EU parliamentarians voted last week for a far reaching net neutrality law that will bar telecom operators from charging extra for delivering faster services.
According to the press release issued by the European Parliament, “MEPs want clear rules to prevent internet access providers from promoting some services at the expense of others…internet access should be provided in accordance with the principle of net neutrality.”
While mobile operators have been known to block or slow down OTT services such as Skype, most recognize that this is not what their customers want. The success of services such as WhatsApp and Spotify is shaking operators out of their sometimes passive role, and providing the catalyst for them to look for ways of ensuring that both they and their customers benefit from the innovation of the OTTs.
Operators do, in fact, have numerous ways to add value to OTT services running over their networks; for example by providing enhanced Quality of Service; charging, billing and settlement services; and access to marketing campaigns based on customer insights. As a result, open collaboration platforms, which enable operators to work efficiently with OTT partners, are increasing in importance.
Under any sensible interpretation of net neutrality rules, operators would be allowed to add value to OTT services in these ways, and to charge for this added value, although they would not be allowed to discriminate between OTTs wanting to access these value added services. For example, AT&T’s ‘sponsored data’ proposition (where the OTT pays for the data traffic to deliver its own service, rather than the end customer paying from their data account) recently caused questions in the US Congress about net neutrality, but the furore seems to have died down because AT&T is making the option to sponsor data available to any OTT who is willing to pay.
However, if the European Parliament’s proposal is taken at face value, then operators will be prevented from adding any value to partner OTT services in exchange for payment or revenue share. According to the Financial Times, the legislation will “ban business class internet access for companies willing to pay more.”
If operators are prevented by the EU from leveraging their network and IT capabilities to provide competitive differentiation to OTTs, then they can wave goodbye to potentially lucrative additional revenue streams. If this ability to generate additional investment from their infrastructure is strangled at birth, operators will not have any incentive to enhance the performance of OTT services running on their networks.
So who wins in that scenario? Not the operators – they are prevented from leveraging the OTT service. Not the OTT – they have to settle for lowest common denominator service. Not the end user – they will not now benefit from operator/OTT collaboration delivering innovative services, price plans and enhanced QoS.
Operators in Europe are working to compete in a mature market. Prices are being driven down, and the EU is also looking to ban extra charges for roaming from the end of 2015. Operators have to look to innovation to win the customers’ cash, trust and loyalty. For who else pays for the networks?
Those in the EU looking to stifle new routes to revenue are the same people who will expect European operators to deliver 4G networks and beyond, to underpin Europe’s leadership in communications technology.
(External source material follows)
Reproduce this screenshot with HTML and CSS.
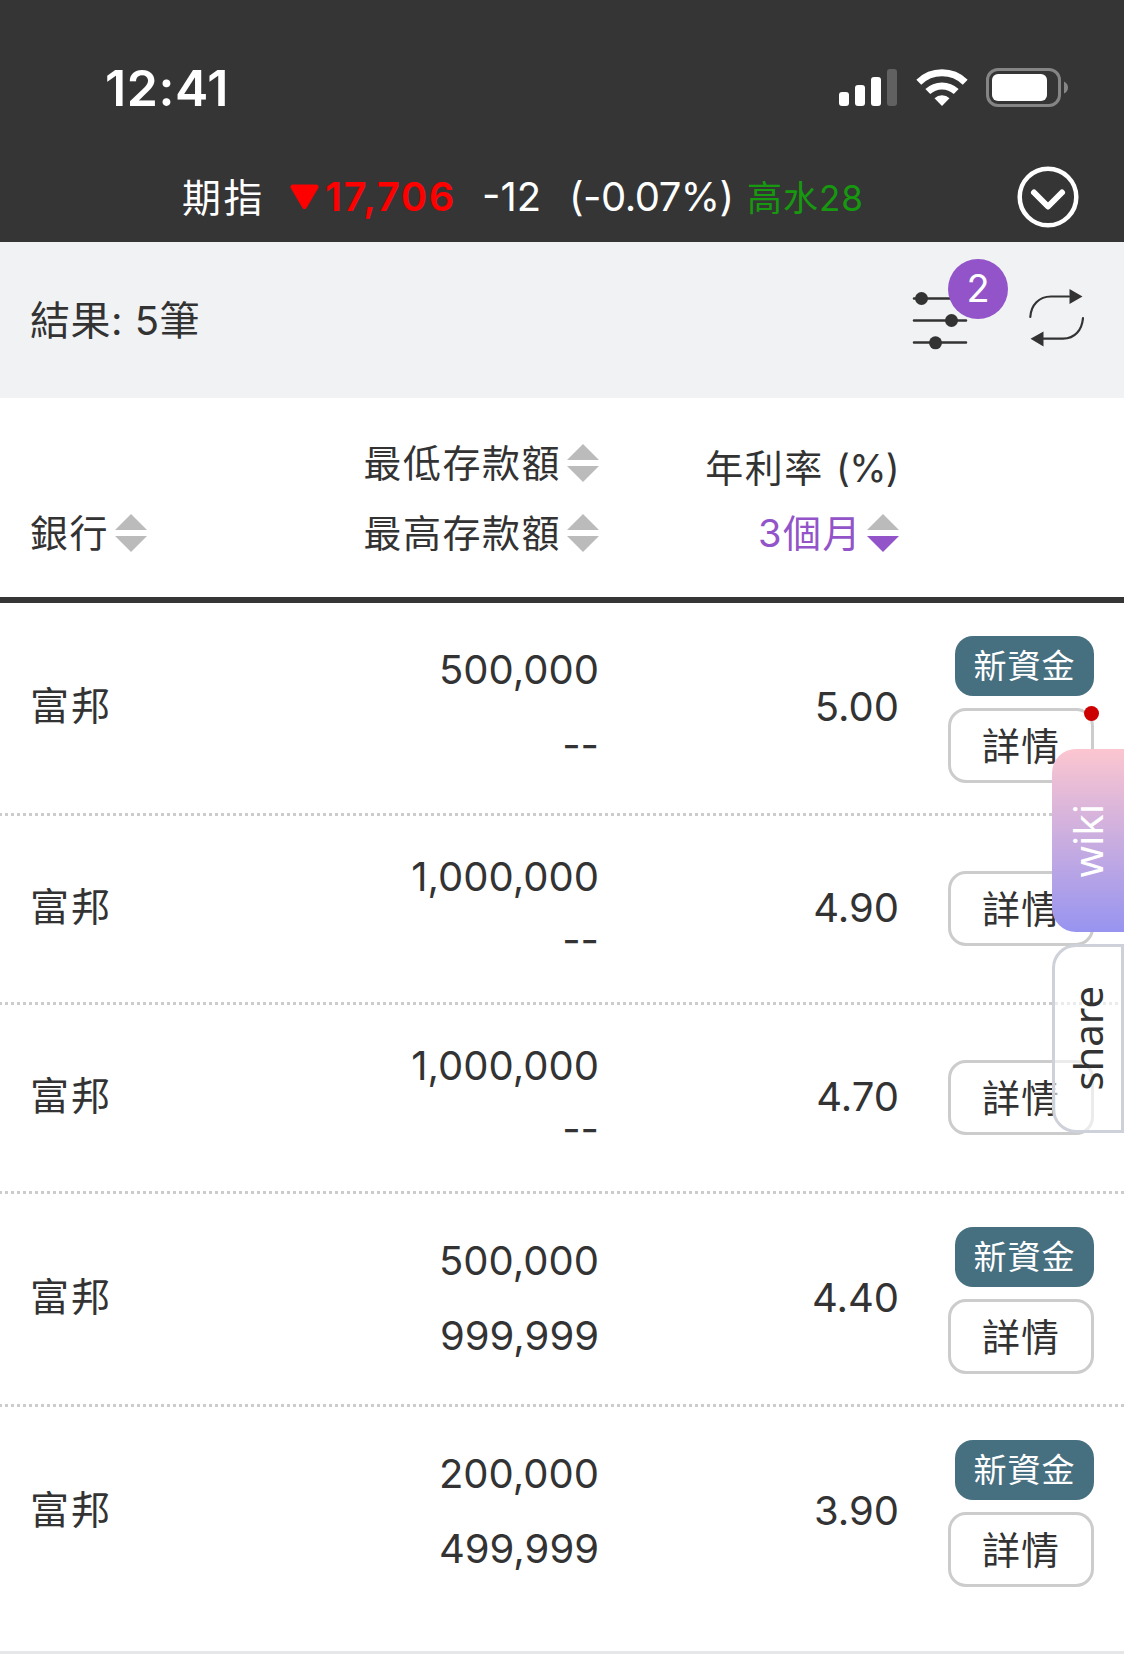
FILE: index.html
```html
<!DOCTYPE html>
<html lang="zh-Hant">
<head>
  <meta charset="UTF-8" />
  <meta name="viewport" content="width=device-width, initial-scale=1.0" />
  <title>定存利率</title>
  <link rel="stylesheet" href="styles.css">
</head>
<body>
  <header>
    <div class="status">
      <span class="time">12:41</span>
      <svg class="status-icons" width="230" height="40" viewBox="0 0 230 40">
        <g fill="#fff">
          <rect x="0" y="24" width="10" height="14" rx="3"/>
          <rect x="16" y="17" width="10" height="21" rx="3"/>
          <rect x="32" y="9" width="10" height="29" rx="3"/>
          <rect x="48" y="1" width="10" height="37" rx="3" opacity=".22"/>
          <path d="M103 38l-7.500-7.800a11 11 0 0 1 15 0z"/>
        </g>
        <g fill="none" stroke="#fff" stroke-width="7">
          <path d="M79.800 14.200a33.300 33.300 0 0 1 46.400 0"/>
          <path d="M88.800 23.600a20.500 20.500 0 0 1 28.400 0"/>
        </g>
        <rect x="148.500" y="1.500" width="72" height="36" rx="10.500" fill="none" stroke="#858585" stroke-width="3"/>
        <rect x="153" y="6" width="55" height="27" rx="6" fill="#fff"/>
        <path d="M225 13.500q4 2 4 6t-4 6z" fill="#858585"/>
      </svg>
    </div>
    <div class="ticker">
      <span class="name">期指</span>
      <svg width="30" height="26" viewBox="0 0 30 26"><path d="M3 3H26L14.500 22.500Z" fill="#f00" stroke="#f00" stroke-width="5" stroke-linejoin="round"/></svg>
      <span class="price">17,706</span>
      <span class="diff">-12</span>
      <span class="percent">(-0.07%)</span>
      <span class="premium">高水28</span>
      <svg class="toggle" width="62" height="62" viewBox="0 0 62 62" fill="none" stroke="#fff">
        <circle cx="31" cy="31" r="28.300" stroke-width="4.500"/>
        <path d="M17 26.500L31 40.500L45 26.500" stroke-width="6" stroke-linecap="round" stroke-linejoin="round"/>
      </svg>
    </div>
  </header>

  <section class="toolbar">
    <span class="result">結果: 5筆</span>
    <div class="filter">
      <svg width="56" height="60" viewBox="0 0 56 60" fill="#333" stroke="#333">
        <path d="M2 8.500H54M2 30.500H54M2 52.500H54" stroke-width="2.600" stroke-linecap="round"/>
        <g stroke="none">
          <circle cx="9.500" cy="8.500" r="6.500"/>
          <circle cx="39.500" cy="30.500" r="6.500"/>
          <circle cx="23.500" cy="52.800" r="6.500"/>
        </g>
      </svg>
      <span class="count">2</span>
    </div>
    <svg class="refresh" width="56" height="60" viewBox="0 0 56 60">
      <g fill="none" stroke="#333" stroke-width="2.200" stroke-linecap="round">
        <path d="M2.300 29C3 17 11 8.500 23 8.500H41"/>
        <path d="M55 30C54 42 47 50.700 35 50.700H15"/>
      </g>
      <path d="M41.500 1V16L54.500 8.500ZM15.500 43.500V58.500L2.500 50.700Z" fill="#333"/>
    </svg>
  </section>

  <section class="head">
    <div class="bank sort-label">銀行<i class="sort"></i></div>
    <div class="amount">
      <div class="sort-label">最低存款額<i class="sort"></i></div>
      <div class="sort-label">最高存款額<i class="sort"></i></div>
    </div>
    <div class="rate">
      <div class="rate-title">年利率 <span class="unit">(%)</span></div>
      <div class="sort-label active">3個月<i class="sort down"></i></div>
    </div>
  </section>

  <main>
    <div class="row new">
      <div class="bank">富邦</div>
      <div class="amount"><span>500,000</span><span>--</span></div>
      <div class="rate">5.00</div>
      <div class="actions">
        <span class="tag">新資金</span>
        <button class="detail">詳情<i class="dot"></i></button>
      </div>
    </div>
    <div class="row">
      <div class="bank">富邦</div>
      <div class="amount"><span>1,000,000</span><span>--</span></div>
      <div class="rate">4.90</div>
      <div class="actions"><button class="detail">詳情</button></div>
    </div>
    <div class="row">
      <div class="bank">富邦</div>
      <div class="amount"><span>1,000,000</span><span>--</span></div>
      <div class="rate">4.70</div>
      <div class="actions"><button class="detail">詳情</button></div>
    </div>
    <div class="row new">
      <div class="bank">富邦</div>
      <div class="amount"><span>500,000</span><span>999,999</span></div>
      <div class="rate">4.40</div>
      <div class="actions">
        <span class="tag">新資金</span>
        <button class="detail">詳情</button>
      </div>
    </div>
    <div class="row new">
      <div class="bank">富邦</div>
      <div class="amount"><span>200,000</span><span>499,999</span></div>
      <div class="rate">3.90</div>
      <div class="actions">
        <span class="tag">新資金</span>
        <button class="detail">詳情</button>
      </div>
    </div>
  </main>

  <aside class="side">
    <a class="wiki"><span>wiki</span></a>
    <a class="share"><span>share</span></a>
  </aside>
</body>
</html>
```
FILE: styles.css
```css
:root {
  --dark: #353535;
  --text: #333;
  --purple: #9254c8;
  --line: #ccc;
}
* {
  margin: 0;
  padding: 0;
  box-sizing: border-box;
}
body {
  font-family: Inter, "Noto Sans CJK TC", sans-serif;
  font-size: 40px;
  line-height: 1;
  color: var(--text);
  background: #fff;
  height: 1657px;
  overflow: hidden;
  position: relative;
}
svg {
  display: block;
}
header {
  background: var(--dark);
  color: #fff;
  height: 242px;
}
.status {
  display: flex;
  justify-content: space-between;
  align-items: center;
  height: 152px;
  padding: 24px 55px 0 105px;
}
.time {
  font-size: 50px;
  font-weight: 600;
  letter-spacing: 0.6px;
}
.ticker {
  display: grid;
  grid-template-columns: 108px 35px 157px 87px 178px 270px 62px;
  align-items: center;
  height: 90px;
  padding-left: 182px;
  white-space: nowrap;
}
.name {
  font-size: 39px;
  letter-spacing: 2.5px;
}
.price {
  color: #f00;
  font-weight: 600;
  letter-spacing: 1.6px;
}
.percent {
  letter-spacing: -0.5px;
}
.premium {
  padding-top: 2px;
  color: #16990f;
  font-size: 35px;
  letter-spacing: 1px;
}
.toolbar {
  display: flex;
  align-items: center;
  height: 156px;
  padding: 0 40px 0 30px;
  background: #f1f2f4;
}
.result {
  flex: 1;
  padding-top: 2px;
  letter-spacing: 0.5px;
}
.filter {
  position: relative;
  margin-right: 60px;
}
.refresh {
  margin-bottom: 4px;
}
.count {
  position: absolute;
  left: 36px;
  top: -31px;
  width: 60px;
  height: 60px;
  border-radius: 50%;
  background: var(--purple);
  color: #fff;
  font-size: 38px;
  line-height: 58px;
  text-align: center;
}
.head,
.row {
  display: grid;
  grid-template-columns: 300px 269px 300px 195px;
  padding: 0 30px;
}
.head {
  height: 205px;
  align-items: end;
  padding-bottom: 29px;
  border-bottom: 6px solid var(--dark);
  font-size: 38px;
  letter-spacing: 1.5px;
}
.sort-label {
  display: flex;
  align-items: center;
  height: 70px;
}
.head .amount .sort-label,
.head .rate .sort-label {
  justify-content: flex-end;
}
.sort {
  width: 32px;
  height: 38px;
  margin-left: 6px;
  background: #bbb;
  clip-path: polygon(50% 0, 100% 16px, 0 16px, 0 22px, 100% 22px, 50% 100%, 0 22px, 0 16px);
}
.sort.down {
  margin-left: 5px;
  background: linear-gradient(#bbb 19px, var(--purple) 19px);
}
.rate-title {
  height: 60px;
  line-height: 60px;
  text-align: right;
}
.unit {
  letter-spacing: -0.7px;
}
.active {
  color: var(--purple);
}
.row {
  align-items: center;
  height: 189px;
  padding-bottom: 4px;
  background: repeating-linear-gradient(90deg, var(--line) 0 2px, transparent 2px 5px, var(--line) 5px 6px) left bottom / 100% 3px no-repeat;
}
.row.new {
  height: 213px;
}
.row:last-child {
  height: 247px;
  padding-bottom: 38px;
  background: linear-gradient(#e5e6e8, #e5e6e8) left bottom / 100% 3px no-repeat;
}
.row .bank {
  padding-bottom: 4px;
  font-size: 39px;
  letter-spacing: 2px;
}
.row .amount {
  display: flex;
  flex-direction: column;
  padding-bottom: 1px;
  text-align: right;
  line-height: 63px;
}
.row.new .amount {
  line-height: 75px;
}
.row .rate {
  padding-bottom: 1px;
  text-align: right;
}
.actions {
  display: flex;
  flex-direction: column;
  align-items: flex-end;
  gap: 12px;
}
.new .actions {
  padding-top: 4px;
}
.tag {
  width: 139px;
  height: 60px;
  border-radius: 18px;
  background: #466f80;
  color: #fff;
  font-size: 33px;
  line-height: 61px;
  letter-spacing: 1px;
  text-align: center;
}
.detail {
  position: relative;
  width: 146px;
  height: 75px;
  border: 3px solid var(--line);
  border-radius: 18px;
  background: #fff;
  color: var(--text);
  font: inherit;
  font-size: 38px;
  letter-spacing: 1px;
}
.dot {
  position: absolute;
  top: -5px;
  right: -8px;
  width: 15px;
  height: 15px;
  border-radius: 50%;
  background: #c00;
}
/* floating tabs on the right edge */
.side {
  position: absolute;
  top: 749px;
  right: 0;
  width: 72px;
  font-family: "Noto Sans", sans-serif;
}
.side a {
  display: flex;
  align-items: center;
  justify-content: center;
  width: 72px;
  border-radius: 24px 0 0 24px;
}
.side span {
  writing-mode: vertical-rl;
  transform: rotate(180deg);
}
.wiki {
  height: 183px;
  color: #fff;
  background: linear-gradient(#fcc6d0, #9794f0);
}
.share {
  height: 189px;
  margin-top: 12px;
  border: 3px solid #ced1d9;
  background: rgba(255, 255, 255, 0.6);
}
```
Mobile operators have capabilities far beyond simply delivering voice and data services to a standardized level. Operators must be allowed to leverage the potential of their network and IT systems to those willing to pay. If net neutrality has to stay in the equation, let’s go down the route of equal access for all. Once the access is settled, operators can work with as many partners as are willing to pay to create differentiated services, and that means European operators are freed to create a new competitive market.